◆ A block of data ◆
⟨

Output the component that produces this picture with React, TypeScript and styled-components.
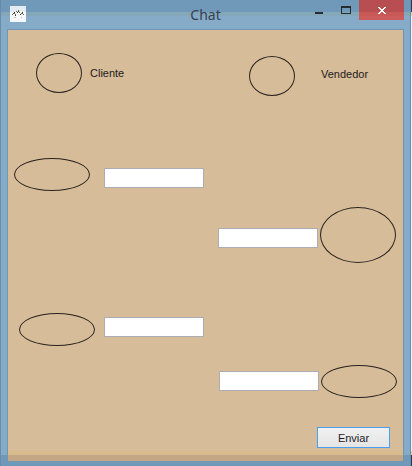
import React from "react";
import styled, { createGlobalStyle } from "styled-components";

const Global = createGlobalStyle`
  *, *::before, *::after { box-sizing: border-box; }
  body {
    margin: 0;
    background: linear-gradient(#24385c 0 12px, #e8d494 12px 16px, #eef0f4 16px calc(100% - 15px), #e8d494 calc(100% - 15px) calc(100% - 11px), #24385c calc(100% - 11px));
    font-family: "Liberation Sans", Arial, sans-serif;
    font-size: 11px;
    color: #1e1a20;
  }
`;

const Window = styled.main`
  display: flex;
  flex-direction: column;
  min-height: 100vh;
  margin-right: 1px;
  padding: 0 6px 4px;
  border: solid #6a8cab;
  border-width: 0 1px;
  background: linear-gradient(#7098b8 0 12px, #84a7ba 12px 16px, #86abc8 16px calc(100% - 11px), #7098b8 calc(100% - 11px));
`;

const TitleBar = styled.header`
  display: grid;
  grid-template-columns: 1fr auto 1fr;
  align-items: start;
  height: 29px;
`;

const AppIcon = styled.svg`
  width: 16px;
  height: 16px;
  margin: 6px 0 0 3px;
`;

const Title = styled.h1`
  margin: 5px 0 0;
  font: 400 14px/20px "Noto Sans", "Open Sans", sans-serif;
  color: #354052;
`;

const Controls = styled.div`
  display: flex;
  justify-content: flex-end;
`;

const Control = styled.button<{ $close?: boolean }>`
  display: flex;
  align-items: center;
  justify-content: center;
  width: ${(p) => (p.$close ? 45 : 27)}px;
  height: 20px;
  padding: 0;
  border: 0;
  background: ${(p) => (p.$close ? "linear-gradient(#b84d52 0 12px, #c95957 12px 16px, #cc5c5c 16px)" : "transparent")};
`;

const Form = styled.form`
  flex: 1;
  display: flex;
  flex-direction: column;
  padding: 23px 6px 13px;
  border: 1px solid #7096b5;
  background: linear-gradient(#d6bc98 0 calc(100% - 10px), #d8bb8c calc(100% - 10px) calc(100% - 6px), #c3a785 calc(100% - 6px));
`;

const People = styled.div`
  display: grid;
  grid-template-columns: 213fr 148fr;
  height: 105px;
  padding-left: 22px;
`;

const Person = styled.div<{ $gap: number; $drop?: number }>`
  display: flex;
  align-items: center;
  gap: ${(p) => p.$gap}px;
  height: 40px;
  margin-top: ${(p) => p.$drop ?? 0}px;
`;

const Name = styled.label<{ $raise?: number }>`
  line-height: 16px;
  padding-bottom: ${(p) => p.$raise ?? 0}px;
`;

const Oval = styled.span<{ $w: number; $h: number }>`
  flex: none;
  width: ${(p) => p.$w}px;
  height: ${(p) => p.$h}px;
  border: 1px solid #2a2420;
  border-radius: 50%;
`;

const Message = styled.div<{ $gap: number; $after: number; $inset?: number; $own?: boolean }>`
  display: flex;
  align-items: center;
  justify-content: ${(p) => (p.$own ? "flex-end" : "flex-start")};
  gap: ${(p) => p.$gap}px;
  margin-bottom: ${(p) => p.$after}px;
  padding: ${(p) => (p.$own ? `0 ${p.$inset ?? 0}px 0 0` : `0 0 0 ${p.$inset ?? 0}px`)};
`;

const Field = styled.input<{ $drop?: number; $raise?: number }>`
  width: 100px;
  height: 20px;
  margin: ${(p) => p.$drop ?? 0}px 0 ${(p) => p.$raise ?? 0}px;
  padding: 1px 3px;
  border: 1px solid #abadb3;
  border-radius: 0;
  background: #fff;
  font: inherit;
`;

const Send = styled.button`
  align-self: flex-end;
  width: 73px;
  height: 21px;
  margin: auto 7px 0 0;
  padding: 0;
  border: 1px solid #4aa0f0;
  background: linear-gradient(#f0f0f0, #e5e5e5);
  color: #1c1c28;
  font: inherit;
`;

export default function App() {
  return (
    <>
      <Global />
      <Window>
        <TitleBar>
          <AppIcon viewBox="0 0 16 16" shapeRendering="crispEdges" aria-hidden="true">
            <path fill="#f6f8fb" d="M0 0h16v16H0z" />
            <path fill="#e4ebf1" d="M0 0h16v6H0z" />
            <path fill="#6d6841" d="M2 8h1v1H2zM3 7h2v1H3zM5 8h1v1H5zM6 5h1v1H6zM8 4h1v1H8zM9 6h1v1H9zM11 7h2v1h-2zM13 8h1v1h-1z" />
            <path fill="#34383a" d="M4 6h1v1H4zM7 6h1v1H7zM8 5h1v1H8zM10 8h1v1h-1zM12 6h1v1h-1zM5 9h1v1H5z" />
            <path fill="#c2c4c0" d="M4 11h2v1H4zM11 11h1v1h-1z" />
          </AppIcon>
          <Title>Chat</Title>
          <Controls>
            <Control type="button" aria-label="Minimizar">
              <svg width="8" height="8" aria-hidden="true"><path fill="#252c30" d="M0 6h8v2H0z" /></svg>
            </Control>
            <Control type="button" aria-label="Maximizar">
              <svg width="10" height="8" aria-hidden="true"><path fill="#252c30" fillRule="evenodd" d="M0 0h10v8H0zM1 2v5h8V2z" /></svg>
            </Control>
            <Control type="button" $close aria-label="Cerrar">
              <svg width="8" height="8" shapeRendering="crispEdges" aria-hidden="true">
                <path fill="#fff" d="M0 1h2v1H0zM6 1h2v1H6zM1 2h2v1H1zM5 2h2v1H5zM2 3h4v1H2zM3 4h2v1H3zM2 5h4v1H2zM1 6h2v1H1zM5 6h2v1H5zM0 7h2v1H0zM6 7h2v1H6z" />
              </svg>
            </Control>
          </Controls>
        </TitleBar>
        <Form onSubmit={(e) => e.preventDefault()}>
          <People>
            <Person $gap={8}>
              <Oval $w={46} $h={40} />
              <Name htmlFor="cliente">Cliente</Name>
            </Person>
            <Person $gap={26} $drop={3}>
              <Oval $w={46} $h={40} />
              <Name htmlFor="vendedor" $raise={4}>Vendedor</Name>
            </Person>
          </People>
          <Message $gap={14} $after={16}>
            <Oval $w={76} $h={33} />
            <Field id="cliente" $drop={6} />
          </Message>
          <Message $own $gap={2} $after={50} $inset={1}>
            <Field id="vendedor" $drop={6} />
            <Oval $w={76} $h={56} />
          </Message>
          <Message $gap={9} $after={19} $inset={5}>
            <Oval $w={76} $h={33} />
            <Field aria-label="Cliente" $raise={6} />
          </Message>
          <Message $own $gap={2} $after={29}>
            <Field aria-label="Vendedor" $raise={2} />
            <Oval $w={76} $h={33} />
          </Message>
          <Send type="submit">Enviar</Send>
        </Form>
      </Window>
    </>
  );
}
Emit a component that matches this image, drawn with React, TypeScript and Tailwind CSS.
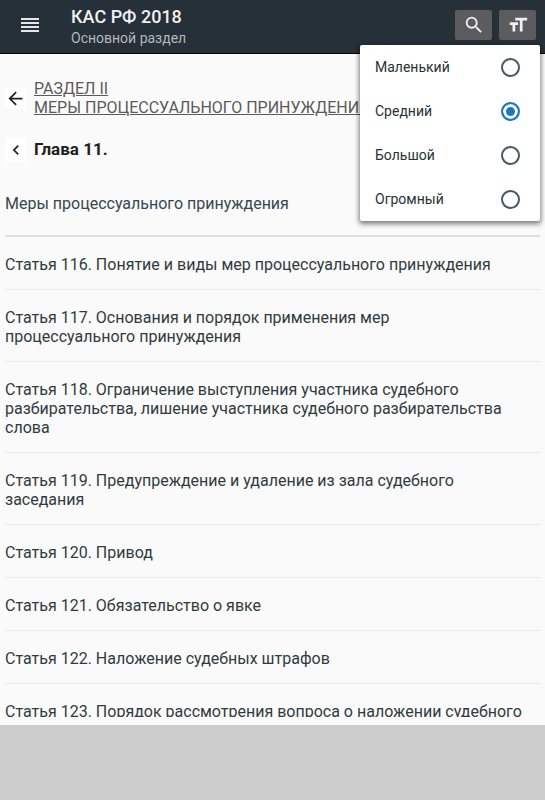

⟩

◆ STATED EXERCISE ◆
Repeat the data exactly, without the pictures.

◆ WRITTEN SOLUTION ◆
Output the component that produces this picture with React, TypeScript and styled-components.
import React from "react";
import styled, { createGlobalStyle } from "styled-components";

const Global = createGlobalStyle`
  *, *::before, *::after { box-sizing: border-box; }
  body {
    margin: 0;
    background: linear-gradient(#24385c 0 12px, #e8d494 12px 16px, #eef0f4 16px calc(100% - 15px), #e8d494 calc(100% - 15px) calc(100% - 11px), #24385c calc(100% - 11px));
    font-family: "Liberation Sans", Arial, sans-serif;
    font-size: 11px;
    color: #1e1a20;
  }
`;

const Window = styled.main`
  display: flex;
  flex-direction: column;
  min-height: 100vh;
  margin-right: 1px;
  padding: 0 6px 4px;
  border: solid #6a8cab;
  border-width: 0 1px;
  background: linear-gradient(#7098b8 0 12px, #84a7ba 12px 16px, #86abc8 16px calc(100% - 11px), #7098b8 calc(100% - 11px));
`;

const TitleBar = styled.header`
  display: grid;
  grid-template-columns: 1fr auto 1fr;
  align-items: start;
  height: 29px;
`;

const AppIcon = styled.svg`
  width: 16px;
  height: 16px;
  margin: 6px 0 0 3px;
`;

const Title = styled.h1`
  margin: 5px 0 0;
  font: 400 14px/20px "Noto Sans", "Open Sans", sans-serif;
  color: #354052;
`;

const Controls = styled.div`
  display: flex;
  justify-content: flex-end;
`;

const Control = styled.button<{ $close?: boolean }>`
  display: flex;
  align-items: center;
  justify-content: center;
  width: ${(p) => (p.$close ? 45 : 27)}px;
  height: 20px;
  padding: 0;
  border: 0;
  background: ${(p) => (p.$close ? "linear-gradient(#b84d52 0 12px, #c95957 12px 16px, #cc5c5c 16px)" : "transparent")};
`;

const Form = styled.form`
  flex: 1;
  display: flex;
  flex-direction: column;
  padding: 23px 6px 13px;
  border: 1px solid #7096b5;
  background: linear-gradient(#d6bc98 0 calc(100% - 10px), #d8bb8c calc(100% - 10px) calc(100% - 6px), #c3a785 calc(100% - 6px));
`;

const People = styled.div`
  display: grid;
  grid-template-columns: 213fr 148fr;
  height: 105px;
  padding-left: 22px;
`;

const Person = styled.div<{ $gap: number; $drop?: number }>`
  display: flex;
  align-items: center;
  gap: ${(p) => p.$gap}px;
  height: 40px;
  margin-top: ${(p) => p.$drop ?? 0}px;
`;

const Name = styled.label<{ $raise?: number }>`
  line-height: 16px;
  padding-bottom: ${(p) => p.$raise ?? 0}px;
`;

const Oval = styled.span<{ $w: number; $h: number }>`
  flex: none;
  width: ${(p) => p.$w}px;
  height: ${(p) => p.$h}px;
  border: 1px solid #2a2420;
  border-radius: 50%;
`;

const Message = styled.div<{ $gap: number; $after: number; $inset?: number; $own?: boolean }>`
  display: flex;
  align-items: center;
  justify-content: ${(p) => (p.$own ? "flex-end" : "flex-start")};
  gap: ${(p) => p.$gap}px;
  margin-bottom: ${(p) => p.$after}px;
  padding: ${(p) => (p.$own ? `0 ${p.$inset ?? 0}px 0 0` : `0 0 0 ${p.$inset ?? 0}px`)};
`;

const Field = styled.input<{ $drop?: number; $raise?: number }>`
  width: 100px;
  height: 20px;
  margin: ${(p) => p.$drop ?? 0}px 0 ${(p) => p.$raise ?? 0}px;
  padding: 1px 3px;
  border: 1px solid #abadb3;
  border-radius: 0;
  background: #fff;
  font: inherit;
`;

const Send = styled.button`
  align-self: flex-end;
  width: 73px;
  height: 21px;
  margin: auto 7px 0 0;
  padding: 0;
  border: 1px solid #4aa0f0;
  background: linear-gradient(#f0f0f0, #e5e5e5);
  color: #1c1c28;
  font: inherit;
`;

export default function App() {
  return (
    <>
      <Global />
      <Window>
        <TitleBar>
          <AppIcon viewBox="0 0 16 16" shapeRendering="crispEdges" aria-hidden="true">
            <path fill="#f6f8fb" d="M0 0h16v16H0z" />
            <path fill="#e4ebf1" d="M0 0h16v6H0z" />
            <path fill="#6d6841" d="M2 8h1v1H2zM3 7h2v1H3zM5 8h1v1H5zM6 5h1v1H6zM8 4h1v1H8zM9 6h1v1H9zM11 7h2v1h-2zM13 8h1v1h-1z" />
            <path fill="#34383a" d="M4 6h1v1H4zM7 6h1v1H7zM8 5h1v1H8zM10 8h1v1h-1zM12 6h1v1h-1zM5 9h1v1H5z" />
            <path fill="#c2c4c0" d="M4 11h2v1H4zM11 11h1v1h-1z" />
          </AppIcon>
          <Title>Chat</Title>
          <Controls>
            <Control type="button" aria-label="Minimizar">
              <svg width="8" height="8" aria-hidden="true"><path fill="#252c30" d="M0 6h8v2H0z" /></svg>
            </Control>
            <Control type="button" aria-label="Maximizar">
              <svg width="10" height="8" aria-hidden="true"><path fill="#252c30" fillRule="evenodd" d="M0 0h10v8H0zM1 2v5h8V2z" /></svg>
            </Control>
            <Control type="button" $close aria-label="Cerrar">
              <svg width="8" height="8" shapeRendering="crispEdges" aria-hidden="true">
                <path fill="#fff" d="M0 1h2v1H0zM6 1h2v1H6zM1 2h2v1H1zM5 2h2v1H5zM2 3h4v1H2zM3 4h2v1H3zM2 5h4v1H2zM1 6h2v1H1zM5 6h2v1H5zM0 7h2v1H0zM6 7h2v1H6z" />
              </svg>
            </Control>
          </Controls>
        </TitleBar>
        <Form onSubmit={(e) => e.preventDefault()}>
          <People>
            <Person $gap={8}>
              <Oval $w={46} $h={40} />
              <Name htmlFor="cliente">Cliente</Name>
            </Person>
            <Person $gap={26} $drop={3}>
              <Oval $w={46} $h={40} />
              <Name htmlFor="vendedor" $raise={4}>Vendedor</Name>
            </Person>
          </People>
          <Message $gap={14} $after={16}>
            <Oval $w={76} $h={33} />
            <Field id="cliente" $drop={6} />
          </Message>
          <Message $own $gap={2} $after={50} $inset={1}>
            <Field id="vendedor" $drop={6} />
            <Oval $w={76} $h={56} />
          </Message>
          <Message $gap={9} $after={19} $inset={5}>
            <Oval $w={76} $h={33} />
            <Field aria-label="Cliente" $raise={6} />
          </Message>
          <Message $own $gap={2} $after={29}>
            <Field aria-label="Vendedor" $raise={2} />
            <Oval $w={76} $h={33} />
          </Message>
          <Send type="submit">Enviar</Send>
        </Form>
      </Window>
    </>
  );
}
Emit a component that matches this image, drawn with React, TypeScript and Tailwind CSS.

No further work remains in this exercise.